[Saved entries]
********************
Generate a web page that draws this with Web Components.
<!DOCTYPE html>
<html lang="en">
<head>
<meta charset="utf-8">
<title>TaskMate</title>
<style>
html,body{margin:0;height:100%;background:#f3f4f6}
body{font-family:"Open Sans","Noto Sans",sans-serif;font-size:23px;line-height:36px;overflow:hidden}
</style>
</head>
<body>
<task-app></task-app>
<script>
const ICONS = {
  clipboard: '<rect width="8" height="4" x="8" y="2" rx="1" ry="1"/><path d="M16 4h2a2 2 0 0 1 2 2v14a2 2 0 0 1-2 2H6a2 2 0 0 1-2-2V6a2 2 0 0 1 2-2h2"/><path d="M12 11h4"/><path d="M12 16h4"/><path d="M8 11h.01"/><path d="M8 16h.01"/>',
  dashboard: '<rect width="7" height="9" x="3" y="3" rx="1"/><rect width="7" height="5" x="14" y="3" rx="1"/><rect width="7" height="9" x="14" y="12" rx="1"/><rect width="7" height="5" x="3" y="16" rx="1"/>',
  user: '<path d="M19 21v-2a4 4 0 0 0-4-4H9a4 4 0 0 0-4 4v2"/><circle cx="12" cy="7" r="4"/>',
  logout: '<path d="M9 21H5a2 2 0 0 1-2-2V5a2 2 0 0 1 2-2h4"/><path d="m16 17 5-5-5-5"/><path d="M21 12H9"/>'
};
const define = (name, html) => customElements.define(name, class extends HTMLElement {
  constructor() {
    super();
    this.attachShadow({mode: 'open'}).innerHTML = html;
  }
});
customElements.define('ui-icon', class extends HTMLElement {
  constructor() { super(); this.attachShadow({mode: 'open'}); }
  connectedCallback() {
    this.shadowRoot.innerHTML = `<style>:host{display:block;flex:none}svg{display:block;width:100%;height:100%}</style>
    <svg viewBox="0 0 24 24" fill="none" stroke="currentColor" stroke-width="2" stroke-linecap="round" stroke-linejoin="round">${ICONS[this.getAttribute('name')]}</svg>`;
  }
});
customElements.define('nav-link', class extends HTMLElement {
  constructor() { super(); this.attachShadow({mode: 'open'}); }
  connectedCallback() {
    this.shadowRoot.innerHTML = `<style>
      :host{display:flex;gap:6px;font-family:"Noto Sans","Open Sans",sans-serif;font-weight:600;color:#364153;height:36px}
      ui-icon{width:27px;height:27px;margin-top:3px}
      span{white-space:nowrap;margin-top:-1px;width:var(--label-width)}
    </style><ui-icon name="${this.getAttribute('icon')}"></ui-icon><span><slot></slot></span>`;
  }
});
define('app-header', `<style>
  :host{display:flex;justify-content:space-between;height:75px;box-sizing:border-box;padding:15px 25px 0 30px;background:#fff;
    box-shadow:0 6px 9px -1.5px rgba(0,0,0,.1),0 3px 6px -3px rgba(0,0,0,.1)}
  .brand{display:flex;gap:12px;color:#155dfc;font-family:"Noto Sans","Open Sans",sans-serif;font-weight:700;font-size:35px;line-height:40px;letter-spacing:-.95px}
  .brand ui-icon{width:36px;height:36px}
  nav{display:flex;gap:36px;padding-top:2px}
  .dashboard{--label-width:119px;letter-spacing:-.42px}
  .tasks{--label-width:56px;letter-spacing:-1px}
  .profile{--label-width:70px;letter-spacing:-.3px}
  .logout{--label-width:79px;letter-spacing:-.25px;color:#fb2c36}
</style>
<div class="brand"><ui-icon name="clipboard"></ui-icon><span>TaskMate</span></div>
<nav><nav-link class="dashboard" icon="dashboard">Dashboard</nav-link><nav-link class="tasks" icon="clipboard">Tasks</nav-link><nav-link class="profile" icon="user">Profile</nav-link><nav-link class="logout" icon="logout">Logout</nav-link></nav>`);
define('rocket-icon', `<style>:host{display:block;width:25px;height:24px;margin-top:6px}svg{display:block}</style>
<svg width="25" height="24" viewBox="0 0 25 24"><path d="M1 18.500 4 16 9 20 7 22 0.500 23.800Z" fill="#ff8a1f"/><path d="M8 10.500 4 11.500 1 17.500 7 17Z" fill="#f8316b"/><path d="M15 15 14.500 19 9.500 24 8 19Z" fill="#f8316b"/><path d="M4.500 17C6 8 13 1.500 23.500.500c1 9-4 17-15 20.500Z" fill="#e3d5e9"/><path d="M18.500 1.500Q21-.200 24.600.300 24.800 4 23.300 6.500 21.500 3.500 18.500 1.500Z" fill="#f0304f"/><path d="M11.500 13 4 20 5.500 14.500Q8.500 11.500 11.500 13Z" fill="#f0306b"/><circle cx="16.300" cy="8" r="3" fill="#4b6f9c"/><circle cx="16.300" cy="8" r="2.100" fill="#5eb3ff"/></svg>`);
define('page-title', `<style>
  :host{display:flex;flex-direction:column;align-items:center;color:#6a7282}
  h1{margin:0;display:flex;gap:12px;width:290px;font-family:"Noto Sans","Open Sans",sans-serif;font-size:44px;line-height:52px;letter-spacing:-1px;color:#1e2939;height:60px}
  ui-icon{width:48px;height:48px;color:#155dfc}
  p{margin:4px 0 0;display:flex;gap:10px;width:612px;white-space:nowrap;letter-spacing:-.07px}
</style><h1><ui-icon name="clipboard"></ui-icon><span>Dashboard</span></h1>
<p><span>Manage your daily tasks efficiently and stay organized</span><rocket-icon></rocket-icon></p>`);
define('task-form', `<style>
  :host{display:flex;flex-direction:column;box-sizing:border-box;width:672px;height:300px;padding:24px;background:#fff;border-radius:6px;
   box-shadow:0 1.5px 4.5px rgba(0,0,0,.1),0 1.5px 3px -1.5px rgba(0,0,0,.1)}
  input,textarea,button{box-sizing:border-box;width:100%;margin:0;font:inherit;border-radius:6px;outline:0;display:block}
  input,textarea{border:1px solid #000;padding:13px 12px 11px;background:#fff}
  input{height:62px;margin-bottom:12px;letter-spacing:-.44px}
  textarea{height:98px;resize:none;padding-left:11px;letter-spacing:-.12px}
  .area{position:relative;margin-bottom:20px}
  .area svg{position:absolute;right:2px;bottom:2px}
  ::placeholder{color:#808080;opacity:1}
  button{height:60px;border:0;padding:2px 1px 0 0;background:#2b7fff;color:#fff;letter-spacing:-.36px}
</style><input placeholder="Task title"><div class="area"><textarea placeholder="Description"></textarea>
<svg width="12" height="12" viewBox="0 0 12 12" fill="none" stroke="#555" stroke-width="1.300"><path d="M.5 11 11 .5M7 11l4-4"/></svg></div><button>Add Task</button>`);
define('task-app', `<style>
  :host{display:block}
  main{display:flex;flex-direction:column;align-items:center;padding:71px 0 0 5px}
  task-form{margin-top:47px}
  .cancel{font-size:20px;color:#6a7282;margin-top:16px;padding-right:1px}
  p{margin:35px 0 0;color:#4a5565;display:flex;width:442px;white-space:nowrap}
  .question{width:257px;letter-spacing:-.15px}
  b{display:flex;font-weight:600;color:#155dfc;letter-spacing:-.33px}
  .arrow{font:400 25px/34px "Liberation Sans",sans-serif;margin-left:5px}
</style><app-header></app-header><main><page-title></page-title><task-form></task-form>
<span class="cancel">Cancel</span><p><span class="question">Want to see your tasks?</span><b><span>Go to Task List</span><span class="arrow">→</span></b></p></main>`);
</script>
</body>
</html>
********************
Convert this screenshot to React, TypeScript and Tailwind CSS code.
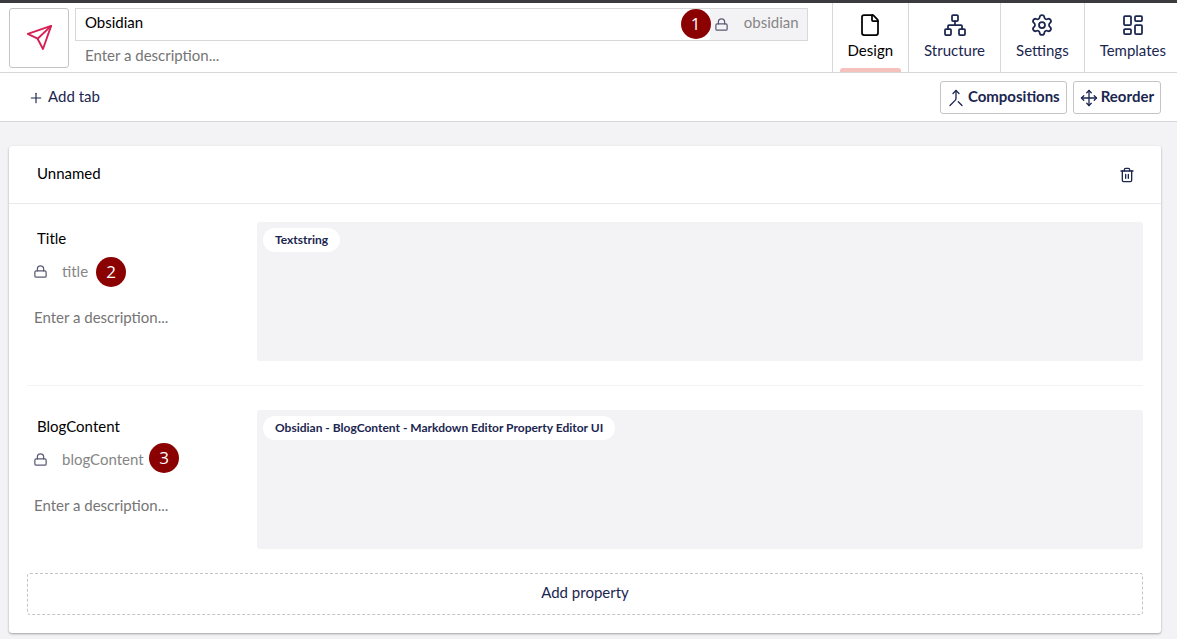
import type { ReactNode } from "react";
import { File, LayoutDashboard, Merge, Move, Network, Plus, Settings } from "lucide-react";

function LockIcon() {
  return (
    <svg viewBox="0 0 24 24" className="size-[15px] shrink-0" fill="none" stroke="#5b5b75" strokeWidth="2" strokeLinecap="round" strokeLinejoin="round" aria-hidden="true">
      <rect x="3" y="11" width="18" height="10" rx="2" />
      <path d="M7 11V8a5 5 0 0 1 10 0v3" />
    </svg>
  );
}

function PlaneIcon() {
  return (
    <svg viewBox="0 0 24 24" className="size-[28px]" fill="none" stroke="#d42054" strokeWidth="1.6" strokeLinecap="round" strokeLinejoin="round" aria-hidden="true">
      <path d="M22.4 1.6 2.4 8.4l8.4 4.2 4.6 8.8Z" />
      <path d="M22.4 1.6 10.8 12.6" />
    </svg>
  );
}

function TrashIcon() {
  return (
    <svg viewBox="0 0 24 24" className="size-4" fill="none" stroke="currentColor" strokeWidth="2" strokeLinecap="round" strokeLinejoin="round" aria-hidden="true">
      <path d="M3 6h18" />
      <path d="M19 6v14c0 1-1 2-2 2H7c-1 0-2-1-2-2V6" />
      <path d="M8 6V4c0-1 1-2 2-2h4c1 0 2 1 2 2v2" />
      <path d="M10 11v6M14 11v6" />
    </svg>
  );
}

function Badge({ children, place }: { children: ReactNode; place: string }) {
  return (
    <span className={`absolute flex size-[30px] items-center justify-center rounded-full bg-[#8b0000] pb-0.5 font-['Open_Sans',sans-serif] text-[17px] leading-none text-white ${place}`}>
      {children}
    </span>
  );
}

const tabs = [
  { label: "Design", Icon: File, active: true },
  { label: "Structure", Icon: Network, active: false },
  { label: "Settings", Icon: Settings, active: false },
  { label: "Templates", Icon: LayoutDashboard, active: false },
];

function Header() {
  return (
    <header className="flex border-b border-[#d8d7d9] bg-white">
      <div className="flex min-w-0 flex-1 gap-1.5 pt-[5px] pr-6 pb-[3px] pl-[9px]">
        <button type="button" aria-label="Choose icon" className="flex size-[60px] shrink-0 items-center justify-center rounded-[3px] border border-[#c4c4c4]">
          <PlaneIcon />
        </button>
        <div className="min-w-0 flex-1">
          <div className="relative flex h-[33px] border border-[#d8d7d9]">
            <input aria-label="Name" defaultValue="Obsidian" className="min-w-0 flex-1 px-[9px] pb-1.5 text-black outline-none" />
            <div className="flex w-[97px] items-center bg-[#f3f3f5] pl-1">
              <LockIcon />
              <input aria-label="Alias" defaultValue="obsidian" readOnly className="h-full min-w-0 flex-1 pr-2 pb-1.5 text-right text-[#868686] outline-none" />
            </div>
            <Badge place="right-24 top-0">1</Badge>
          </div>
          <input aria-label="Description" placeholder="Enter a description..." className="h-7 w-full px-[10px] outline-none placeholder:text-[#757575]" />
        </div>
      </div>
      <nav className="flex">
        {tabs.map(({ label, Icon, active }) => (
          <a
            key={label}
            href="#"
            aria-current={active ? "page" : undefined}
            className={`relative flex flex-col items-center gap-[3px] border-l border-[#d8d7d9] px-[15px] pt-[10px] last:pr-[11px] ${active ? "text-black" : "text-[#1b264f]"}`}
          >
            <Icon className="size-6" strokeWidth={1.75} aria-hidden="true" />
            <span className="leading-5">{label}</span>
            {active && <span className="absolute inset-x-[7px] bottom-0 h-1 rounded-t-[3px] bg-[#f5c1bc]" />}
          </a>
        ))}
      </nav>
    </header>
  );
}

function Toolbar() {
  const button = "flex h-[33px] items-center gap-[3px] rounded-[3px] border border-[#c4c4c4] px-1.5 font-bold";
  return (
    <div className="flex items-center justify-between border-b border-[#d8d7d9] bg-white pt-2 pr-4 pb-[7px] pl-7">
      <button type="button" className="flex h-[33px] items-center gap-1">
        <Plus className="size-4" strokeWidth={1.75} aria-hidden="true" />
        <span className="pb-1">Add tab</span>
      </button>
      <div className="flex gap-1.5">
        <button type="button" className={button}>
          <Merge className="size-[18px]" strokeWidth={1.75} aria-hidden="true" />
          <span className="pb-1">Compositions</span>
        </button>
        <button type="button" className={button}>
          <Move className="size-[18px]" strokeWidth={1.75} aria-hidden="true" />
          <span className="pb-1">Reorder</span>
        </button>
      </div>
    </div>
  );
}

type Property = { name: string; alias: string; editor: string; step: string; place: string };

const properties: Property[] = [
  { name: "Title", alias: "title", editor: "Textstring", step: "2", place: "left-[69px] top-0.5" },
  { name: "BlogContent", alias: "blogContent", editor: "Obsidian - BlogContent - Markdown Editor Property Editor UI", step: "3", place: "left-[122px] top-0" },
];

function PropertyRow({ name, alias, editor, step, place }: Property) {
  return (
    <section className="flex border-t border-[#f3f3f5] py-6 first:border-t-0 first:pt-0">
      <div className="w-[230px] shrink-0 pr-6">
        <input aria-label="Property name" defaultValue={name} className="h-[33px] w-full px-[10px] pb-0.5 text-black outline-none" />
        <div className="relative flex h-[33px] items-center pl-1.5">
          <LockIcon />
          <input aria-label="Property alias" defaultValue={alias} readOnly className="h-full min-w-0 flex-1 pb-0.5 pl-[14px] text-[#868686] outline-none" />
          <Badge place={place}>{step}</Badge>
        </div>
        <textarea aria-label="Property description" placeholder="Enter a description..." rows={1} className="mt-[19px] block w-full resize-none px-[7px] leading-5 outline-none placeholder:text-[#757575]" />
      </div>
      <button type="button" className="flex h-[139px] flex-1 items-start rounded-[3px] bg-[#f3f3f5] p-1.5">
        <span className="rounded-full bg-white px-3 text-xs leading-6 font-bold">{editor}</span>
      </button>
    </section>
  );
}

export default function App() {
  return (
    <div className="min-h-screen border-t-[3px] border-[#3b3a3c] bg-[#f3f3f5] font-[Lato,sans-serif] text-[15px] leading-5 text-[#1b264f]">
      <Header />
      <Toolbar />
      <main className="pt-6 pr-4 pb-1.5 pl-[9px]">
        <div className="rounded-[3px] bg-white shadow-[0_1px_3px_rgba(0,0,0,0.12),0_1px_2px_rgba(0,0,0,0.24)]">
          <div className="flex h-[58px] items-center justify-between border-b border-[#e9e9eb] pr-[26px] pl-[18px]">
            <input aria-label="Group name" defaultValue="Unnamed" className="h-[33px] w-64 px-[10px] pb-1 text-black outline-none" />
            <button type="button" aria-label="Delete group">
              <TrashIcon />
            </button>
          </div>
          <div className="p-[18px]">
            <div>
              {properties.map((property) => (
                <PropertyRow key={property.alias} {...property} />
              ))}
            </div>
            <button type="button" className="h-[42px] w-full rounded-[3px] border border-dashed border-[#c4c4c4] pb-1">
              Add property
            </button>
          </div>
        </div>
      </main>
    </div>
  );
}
********************
Skip every picture. Repeat the lines from the one with "Convert this screenshot" through the one with "Network, Plus, Settings", both ends included.

ANSWER TO THE TASK:
Convert this screenshot to React, TypeScript and Tailwind CSS code.
import type { ReactNode } from "react";
import { File, LayoutDashboard, Merge, Move, Network, Plus, Settings } from "lucide-react";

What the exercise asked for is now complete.